Some thoughts on thermocouples… (long) - Posted by Tom – IN
Posted by Tom – IN on August 08, 2001 at 02:33:28:
Consider the lowly thermocouple before the heating season begins. I keep a separate tool box for working on furnaces and water heaters. One major tool in this box is a box of 18" wooden matches, commonly sold for lighting the fire in a fireplace. If you have a lot of properties, buy one thermocouple of each length. They are only a couple of bucks each, and there’s really no reason to go out to a house on a Friday night and have to wait until Monday to get to the heating supply house to get a thermocouple. Any time you’re having pilot light problems, change the thermocouple. It’s a cheap way of narrowing down the problem. I also carry a cheap VOM, a tubing cutter, a spare kit to make up a pilot tubing, and a set of drill bits for cleaning out the pilot orifice, a #87 is most freqently the right size. Lots of time when the tenant turns off the pilot for the summer, a spider will lay eggs in the pilot line.

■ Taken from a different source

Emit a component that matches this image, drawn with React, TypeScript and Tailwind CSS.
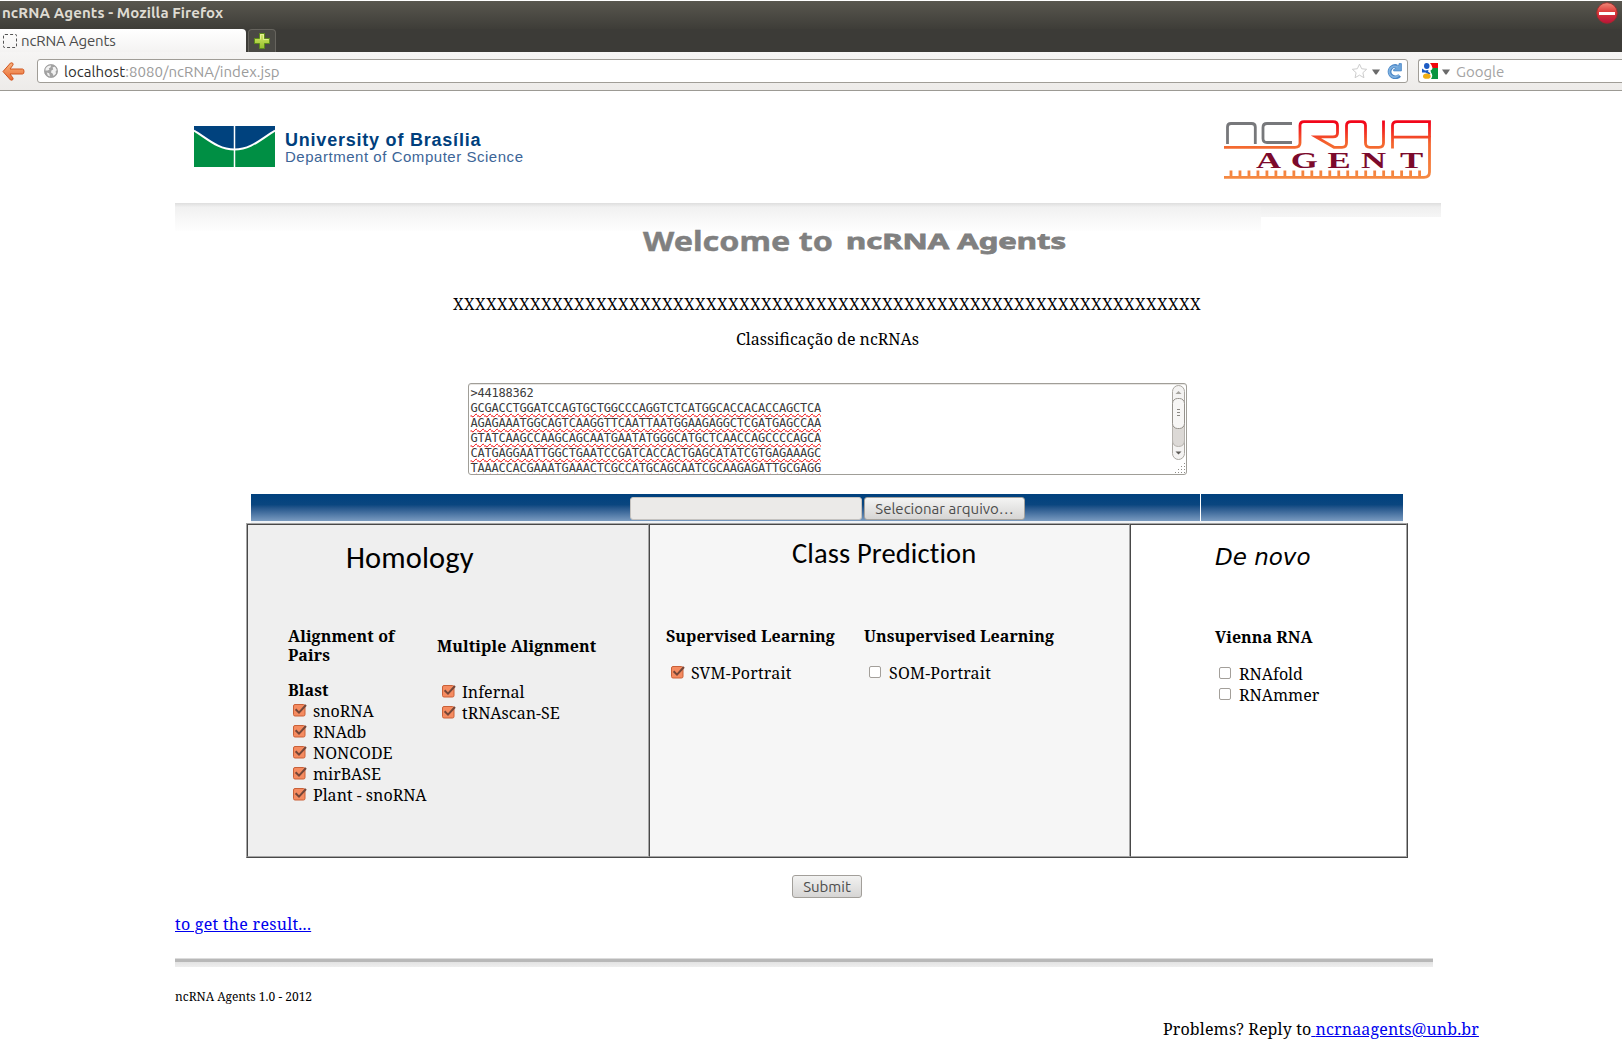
import React from "react";

const SEQUENCE = [
  "GCGACCTGGATCCAGTGCTGGCCCAGGTCTCATGGCACCACACCAGCTCA",
  "AGAGAAATGGCAGTCAAGGTTCAATTAATGGAAGAGGCTCGATGAGCCAA",
  "GTATCAAGCCAAGCAGCAATGAATATGGGCATGCTCAACCAGCCCCAGCA",
  "CATGAGGAATTGGCTGAATCCGATCACCACTGAGCATATCGTGAGAAAGC",
  "TAAACCACGAAATGAAACTCGCCATGCAGCAATCGCAAGAGATTGCGAGG",
];

function CloseIcon() {
  return (
    <svg width="22" height="22" viewBox="0 0 22 22" className="mt-px">
      <defs>
        <linearGradient id="close" x1="0" y1="0" x2="0" y2="1">
          <stop offset="0" stopColor="#f08a78" />
          <stop offset="0.45" stopColor="#dd3b3b" />
          <stop offset="1" stopColor="#b8123a" />
        </linearGradient>
      </defs>
      <circle cx="11" cy="11" r="10.3" fill="url(#close)" stroke="#a32a2a" strokeWidth="0.8" />
      <rect x="3" y="10" width="16" height="3" fill="#fff" />
    </svg>
  );
}

function PlusIcon() {
  return (
    <svg width="16" height="16" viewBox="0 0 16 16">
      <defs>
        <linearGradient id="plus" x1="0" y1="0" x2="0" y2="1">
          <stop offset="0" stopColor="#d8ea6a" />
          <stop offset="1" stopColor="#94bf2c" />
        </linearGradient>
      </defs>
      <path d="M5.5 0.5h5v5h5v5h-5v5h-5v-5h-5v-5h5z" fill="url(#plus)" stroke="#5d8a1c" />
      <path d="M6.5 6.5v-5h3v5h5" fill="none" stroke="#eef7a8" strokeOpacity="0.7" />
    </svg>
  );
}

function BackIcon() {
  return (
    <svg width="23" height="19" viewBox="0 0 23 19">
      <defs>
        <linearGradient id="back" x1="0" y1="0" x2="0" y2="1">
          <stop offset="0" stopColor="#f7b27c" />
          <stop offset="1" stopColor="#ea6a33" />
        </linearGradient>
      </defs>
      <path
        d="M8.5 1C10.5 .4 11.8 1.6 10.8 3.2L8 7H20.5Q22 7 22 9.5T20.5 12H8L10.8 15.8C11.8 17.4 10.5 18.6 8.5 18L1 9.5Z"
        fill="url(#back)"
        stroke="#d0541f"
        strokeLinejoin="round"
      />
    </svg>
  );
}

function GlobeIcon() {
  return (
    <svg width="14" height="14" viewBox="0 0 14 14">
      <circle cx="7" cy="7" r="6.6" fill="#a3a3a3" stroke="#8f8f8f" strokeWidth="0.6" />
      <path d="M1.6 4.6C3 2 5.3 1.2 7 1.6L6.6 3.2 4.8 4.4 5.4 5.8 3.6 6.6 1.4 6.4ZM8.6 3.2L11 2.8 12.8 6 11.6 7.6 12 9.6 9.6 12 8.6 9.4 7 8.6 7.4 6.4 9.2 5.6ZM2.8 8.6L5.2 9.2 6 12.4 3.8 11.4Z" fill="#f1f1f1" />
    </svg>
  );
}

function StarIcon() {
  return (
    <svg width="17" height="16" viewBox="0 0 18 17">
      <path d="M9 1.2l2.3 4.9 5.3.6-4 3.6 1.1 5.3L9 12.9l-4.700 2.700 1.100-5.300-4-3.600 5.300-.600z" fill="#fff" stroke="#c9c9c9" />
    </svg>
  );
}

function ReloadIcon() {
  return (
    <svg width="16" height="16" viewBox="0 0 16 16">
      <path d="M13.6 12.4A5.700 5.700 0 1 1 11 3.200" fill="none" stroke="#4a86c6" strokeWidth="3.800" />
      <path d="M7.600 7.900V6.600L10 5.200 10.600 3 13 2.200V.6H15.400V7.900Z" fill="#6fa6da" stroke="#4a86c6" strokeWidth="0.800" />
      <path d="M12.900 12A5.400 5.400 0 1 1 11.600 4.200" fill="none" stroke="#7fb1e0" strokeWidth="1.800" />
    </svg>
  );
}

function GoogleIcon() {
  return (
    <svg width="16" height="16" viewBox="0 0 16 16">
      <path d="M8 0H16V5H10.500Q10 2 8 0z" fill="#f0060c" />
      <path d="M10.500 5H16V16H9Q11.500 12.500 9 9.500L8.500 7.500Q10.500 6.500 10.500 5z" fill="#0a9540" />
      <path d="M4.500 0Q7.500 0 7.500 3T4.800 6Q2 6 2 3T4.500 0z" fill="#1c5bc4" />
      <path d="M0 5.500L3 7.500 6.500 7 6 8.500 8.500 10.500 7 11.500 3.500 9.500 0 9.500z" fill="#1c5bc4" />
      <ellipse cx="4.800" cy="13.200" rx="3.800" ry="2.600" fill="#f0ae14" />
    </svg>
  );
}

function Caret() {
  return (
    <svg width="8" height="6" viewBox="0 0 8 6">
      <path d="M0 .5h8L4.600 5.500H3.400z" fill="#6b6b6b" />
    </svg>
  );
}

function UnbLogo() {
  return (
    <svg width="81" height="41" viewBox="0 0 81 41">
      <rect width="81" height="41" fill="#00427e" />
      <path d="M0 5C14 14 24 23.500 40.500 23.500S67 14 81 5V41H0z" fill="#008f44" />
      <path d="M0 4.500C14 13 24 23.500 40.500 23.500S67 13 81 4.500" fill="none" stroke="#fff" strokeWidth="2" />
      <path d="M40.500 0V41" stroke="#fff" strokeWidth="1.500" />
    </svg>
  );
}

function AgentLogo() {
  const ticks = Array.from({ length: 22 }, (_, i) => 7 + i * 8.98);
  return (
    <svg width="208" height="62" viewBox="0 0 208 62">
      <defs>
        <linearGradient id="rna" gradientUnits="userSpaceOnUse" x1="0" y1="1" x2="0" y2="60">
          <stop offset="0.050" stopColor="#f2061a" />
          <stop offset="0.400" stopColor="#f4662e" />
          <stop offset="1" stopColor="#f58a42" />
        </linearGradient>
      </defs>
      <g fill="none" strokeWidth="2.800">
        <g stroke="#77787b">
          <path d="M3.500 25V8Q3.500 4.500 7 4.500H27.500Q31.300 4.500 31.300 8V25" />
          <path d="M68 4.500H43Q39 4.500 39 8.500V19.500Q39 23.500 43 23.500H68" />
        </g>
        <g stroke="url(#rna)">
          <path d="M0 28.300H71Q76 28.300 76 24V6.500Q76 2.600 80 2.600H109Q113.500 2.600 113.500 6.500V14Q113.500 17.900 109 17.900H92L110 28.300H118Q122.500 28.300 122.500 24V6.500Q122.500 2.600 127 2.600H137Q141.500 2.600 141.500 6.500V24Q141.500 28.300 146 28.300H155Q159.500 28.300 159.500 24V1.500" />
          <path d="M168.500 29.500V6.500Q168.500 2.600 173 2.600H205.500V53Q205.500 58.400 200 58.400H0" />
          <path d="M168.500 18.050H205.500V18.200" />
          {ticks.map((x) => (
            <path key={x} d={`M${x} 51.500L${x + 0.01} 58`} />
          ))}
        </g>
      </g>
      <text
        transform="translate(0 49) scale(1.450 1)"
        x="22 46 71.400 94.500 121.400"
        fill="#7c0a2c"
        className="font-['Liberation_Serif',serif] text-[24px] font-bold"
      >
        AGENT
      </text>
    </svg>
  );
}

function Checkbox({ checked }: { checked: boolean }) {
  return checked ? (
    <svg width="15" height="13" viewBox="0 0 15 13" className="mt-[3px] mr-[5px] shrink-0">
      <rect x="0.500" y="0.500" width="11.500" height="11.500" rx="1.500" fill="#f58b60" stroke="#c96038" />
      <path d="M2.600 5.200L6 8.600 13 1" fill="none" stroke="#744638" strokeWidth="2" />
    </svg>
  ) : (
    <span className="mt-[3px] mr-2 h-3 w-3 shrink-0 rounded-[2px] border border-[#a39f9a] bg-white" />
  );
}

function Option({ label, checked = true }: { label: string; checked?: boolean }) {
  return (
    <label className="flex h-[21px] items-start pl-[5px] leading-[21px] whitespace-nowrap">
      <Checkbox checked={checked} />
      {label}
    </label>
  );
}

function Browser() {
  return (
    <header className="font-[Ubuntu,'Noto_Sans',sans-serif] text-[15px]">
      <div className="mt-px flex h-7 items-start justify-between bg-linear-to-b from-[#59574f] to-[#3e3d38] pr-1 pl-[2px]">
        <h1 className="leading-6 font-bold tracking-[0.090px] text-[#dfdbd2]">ncRNA Agents - Mozilla Firefox</h1>
        <CloseIcon />
      </div>
      <div className="flex h-[23px] bg-[#3c3b37]">
        <div className="flex w-[246px] items-center rounded-tr-[4px] bg-linear-to-b from-white to-[#f4f3f2] pl-[3px] text-[#4c4c4c]">
          <span className="h-[14px] w-[14px] rounded-[2px] border border-dashed border-[#555]" />
          <span className="ml-[4px] leading-[22px] tracking-[-0.150px]">ncRNA Agents</span>
        </div>
        <div className="ml-[2px] flex w-7 items-center justify-center rounded-t-[4px] border border-b-0 border-[#66645e] bg-[#4a4944]">
          <PlusIcon />
        </div>
      </div>
      <div className="flex h-[39px] items-center border-b border-[#9c9a94] bg-linear-to-b from-[#f6f5f4] to-[#edebe9]">
        <div className="w-[37px] pl-[2px]">
          <BackIcon />
        </div>
        <div className="flex h-6 w-[1371px] items-center rounded-[3px] border border-[#a09d97] bg-white pr-[5px] pl-[6px]">
          <GlobeIcon />
          <p className="ml-[6px] flex-1 pt-px leading-[22px] tracking-[0.030px] text-[#9b9b9b]">
            <span className="text-[#2f2f2f]">localhost</span>:8080/ncRNA/index.jsp
          </p>
          <StarIcon />
          <span className="mr-[6px] ml-[4px] mt-0.5">
            <Caret />
          </span>
          <ReloadIcon />
        </div>
        <div className="ml-[10px] flex h-6 flex-1 items-center rounded-l-[3px] border border-r-0 border-[#a09d97] bg-white pl-[3px]">
          <GoogleIcon />
          <span className="mt-0.5 ml-1">
            <Caret />
          </span>
          <span className="ml-[6px] pt-px leading-[22px] text-[#a3a3a3]">Google</span>
        </div>
      </div>
    </header>
  );
}

function Banner() {
  return (
    <>
      <div className="flex h-[112px] items-start justify-between pr-[9px] pl-[19px]">
        <div className="flex pt-[35px] font-['Liberation_Sans',sans-serif] text-[#003f7d]">
          <UnbLogo />
          <div className="ml-[10px] pt-[4px] whitespace-nowrap">
            <p className="text-[18px] leading-[20px] font-bold tracking-[0.780px]">University of Brasília</p>
            <p className="text-[15px] leading-[14px] tracking-[0.530px] text-[#3c6597]">Department of Computer Science</p>
          </div>
        </div>
        <div className="pt-7">
          <AgentLogo />
        </div>
      </div>
      <div className="flex h-7 items-start">
        <div className="h-7 w-[1086px] bg-linear-to-b from-[#dedede] via-[#f1f1f1] via-15% to-[#fefefe]" />
        <div className="h-[14px] flex-1 bg-linear-to-b from-[#dedede] via-[#efefef] via-30% to-[#f6f6f6]" />
      </div>
      <svg width="440" height="54" viewBox="0 -15 440 54" className="-mt-[15px] -mb-[5px] ml-[466px] text-[#808080]">
        <text x="2" y="20" textLength="190" lengthAdjust="spacingAndGlyphs" fill="currentColor" stroke="currentColor" strokeWidth="0.400" className="font-['Noto_Sans',sans-serif] text-[26px] font-bold">
          Welcome to
        </text>
        <text x="205" y="18" textLength="220" lengthAdjust="spacingAndGlyphs" fill="currentColor" stroke="currentColor" strokeWidth="0.800" className="font-['Noto_Sans',sans-serif] text-[22px] font-bold">
          ncRNA Agents
        </text>
      </svg>
    </>
  );
}

function SequenceBox() {
  return (
    <div className="relative mt-8 h-[92px] w-[719px] overflow-hidden rounded-[3px] border border-[#a09e98] bg-white pl-[2px] text-left font-['DejaVu_Sans_Mono',monospace] text-[12px] leading-[15px] tracking-[-0.215px] text-[#3c3c3c] shadow-[inset_0_1px_0_#e8e6e3]">
      <p className="pt-[2px]">&gt;44188362</p>
      {SEQUENCE.map((line) => (
        <p key={line}>
          <span className="underline decoration-[#f00000] decoration-wavy decoration-[1.200px] underline-offset-[1px] [text-decoration-skip-ink:none]">{line}</span>
        </p>
      ))}
      <svg width="14" height="89" viewBox="0 0 14 89" className="absolute top-px right-0">
        <rect x="0.500" y="0.500" width="12" height="74" rx="6" fill="#f4f3f2" stroke="#aaa7a1" />
        <path d="M.5 40V55Q.5 61.500 6.500 61.500T12.500 55V40" fill="#dcd9d6" stroke="#b5b2ad" />
        <rect x="0.500" y="13.500" width="12" height="30" rx="5" fill="#f7f6f5" stroke="#96938d" />
        <path d="M5 24.500h3M5 27.500h3M5 30.500h3" stroke="#8b8883" />
        <path d="M3.500 9L6.500 6 9.500 9z" fill="#a5a39e" />
        <path d="M3.500 66.500L6.500 69.500 9.500 66.500z" fill="#5c5a56" />
        <path d="M12.500 78v10M9.500 81v7M6.500 84v4M3.500 87v1" stroke="#8f8d88" strokeDasharray="1 2" />
      </svg>
    </div>
  );
}

function FileBar() {
  return (
    <div className="mt-[19px] h-[29px] w-[1152px] bg-[#eef2f6]">
      <div className="flex h-[27px] bg-linear-to-b from-[#00407d] from-0% via-[#0a467f] via-40% to-[#7a9bc0] to-100% font-[Ubuntu,'Noto_Sans',sans-serif] text-[15px]">
        <div className="flex flex-1 items-start justify-start border-r border-white pt-[3px] pl-[379px]">
          <div className="h-[23px] w-[232px] rounded-[3px] border border-[#c4c2bf] bg-[#ebeae8]" />
          <button className="ml-[2px] h-[23px] w-[161px] rounded-[3px] border border-[#a6a39e] bg-linear-to-b from-[#f4f4f3] to-[#d6d5d4] text-center leading-[22px] text-[#4c4c4c]">
            Selecionar arquivo…
          </button>
        </div>
        <div className="w-[202px]" />
      </div>
    </div>
  );
}

const cell = "border border-t-[#484848] border-l-[#484848] border-r-[#a6a6a6] border-b-[#a6a6a6]";
const title = "whitespace-nowrap text-black";
const heading = "font-bold leading-[19px] tracking-[0.040px]";

function Methods() {
  return (
    <div className="flex h-[335px] w-[1162px] border border-t-[#a6a6a6] border-l-[#a6a6a6] border-r-[#484848] border-b-[#484848] text-left">
      <section className={`${cell} w-[402px] bg-[#efefef] pl-10`}>
        <h2 className={`${title} mt-[15px] ml-[58px] font-[Carlito,'Noto_Sans',sans-serif] text-[30.500px] leading-9 tracking-[0.100px]`}>Homology</h2>
        <div className="mt-[51px] flex">
          <div className="w-[149px] whitespace-nowrap">
            <h3 className="leading-[19px] font-bold tracking-[0.100px]">
              Alignment of
              <br />
              Pairs
            </h3>
            <h4 className="mt-[15px] leading-[21px] font-bold tracking-[0.100px]">Blast</h4>
            <Option label="snoRNA" />
            <Option label="RNAdb" />
            <Option label="NONCODE" />
            <Option label="mirBASE" />
            <Option label="Plant - snoRNA" />
          </div>
          <div className="pt-[10px]">
            <h3 className="mb-[26px] leading-[19px] font-bold tracking-[0.080px]">Multiple Alignment</h3>
            <Option label="Infernal" />
            <Option label="tRNAscan-SE" />
          </div>
        </div>
      </section>
      <section className={`${cell} w-[481px] bg-[#f6f6f6] pl-4`}>
        <h2 className={`${title} mt-[11px] ml-[126px] font-[Carlito,'Noto_Sans',sans-serif] text-[28.500px] leading-9 tracking-[0.130px] [font-variant-ligatures:none]`}>Class Prediction</h2>
        <div className="mt-[55px] flex">
          <div className="w-[198px]">
            <h3 className={`${heading} mb-[17px]`}>Supervised Learning</h3>
            <div className="tracking-[0.200px]">
              <Option label="SVM-Portrait" />
            </div>
          </div>
          <div>
            <h3 className={`${heading} mb-[17px]`}>Unsupervised Learning</h3>
            <div className="tracking-[0.200px]">
              <Option label="SOM-Portrait" checked={false} />
            </div>
          </div>
        </div>
      </section>
      <section className={`${cell} w-[277px] bg-white pl-[84px]`}>
        <h2 className={`${title} mt-[14px] font-['DejaVu_Sans',sans-serif] text-[23px] leading-9 italic`}>De novo</h2>
        <h3 className={`${heading} mt-[53px] mb-[17px]`}>Vienna RNA</h3>
        <div className="-ml-px">
          <Option label="RNAfold" checked={false} />
          <Option label="RNAmmer" checked={false} />
        </div>
      </section>
    </div>
  );
}

export default function App() {
  return (
    <div className="h-[1044px] w-[1622px] overflow-hidden bg-white font-['Noto_Serif',serif] text-[16px] text-black">
      <Browser />
      <main className="ml-[175px] w-[1266px]">
        <Banner />
        <form className="ml-[71px] flex w-[1162px] flex-col items-center pt-[27px] text-center">
          <p className="leading-6 tracking-[0.440px]">{"X".repeat(68)}</p>
          <p className="mt-[11px] ml-px leading-6">Classificação de ncRNAs</p>
          <SequenceBox />
          <FileBar />
          <Methods />
          <button className="mt-[17px] h-[23px] w-[70px] rounded-[3px] border border-[#a29f9a] bg-linear-to-b from-[#f2f2f1] to-[#d6d5d4] font-[Ubuntu,'Noto_Sans',sans-serif] text-[15px] leading-[22px] text-[#4c4c4c]">
            Submit
          </button>
        </form>
        <a href="#" className="mt-[14px] block w-fit leading-6 tracking-[0.280px] text-[#0000ee] underline">
          to get the result...
        </a>
        <div className="mt-[22px] h-[9px] w-[1258px] border-t border-[#dcdcdc] bg-linear-to-b from-[#b8b8b8] from-35% via-[#e2e2e2] via-36% to-[#eeeeee]" />
        <footer>
          <p className="mt-[21px] text-[12px] leading-[18px]">ncRNA Agents 1.0 - 2012</p>
          <p className="mt-[11px] ml-[988px] w-[330px] leading-6 tracking-[0.140px] whitespace-pre">
            Problems? Reply to
            <a href="#" className="text-[#0000ee] underline">
              {" "}
              ncrnaagents@unb.br
            </a>
          </p>
        </footer>
      </main>
    </div>
  );
}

Pipe dope, teflon tubing, a few 1/2" to 34" bushings. I also carry a Honeywell generic combination gas valve replacement unit for natural gas, 24 V. I like the one where the output bushing is held on with screws. Real handy if you don’t have room to turn it. Of course, this reflects the most common furnaces * I * have in my houses, and may not reflect what you have in yours. Also, a couple of spare thermostats, and a length of thermostat wire, and a collection of jumper cords with alligator clips, from Radio Shack. Another really handy piece of test gear is a 24 V neon test light. A box of 15 Amp slow blo fuses, electrical tape, and who knows what else. A few screwdrivers and an assortment of smaller wrenches for unscrewing the pilot light line and the thermocouple nuts.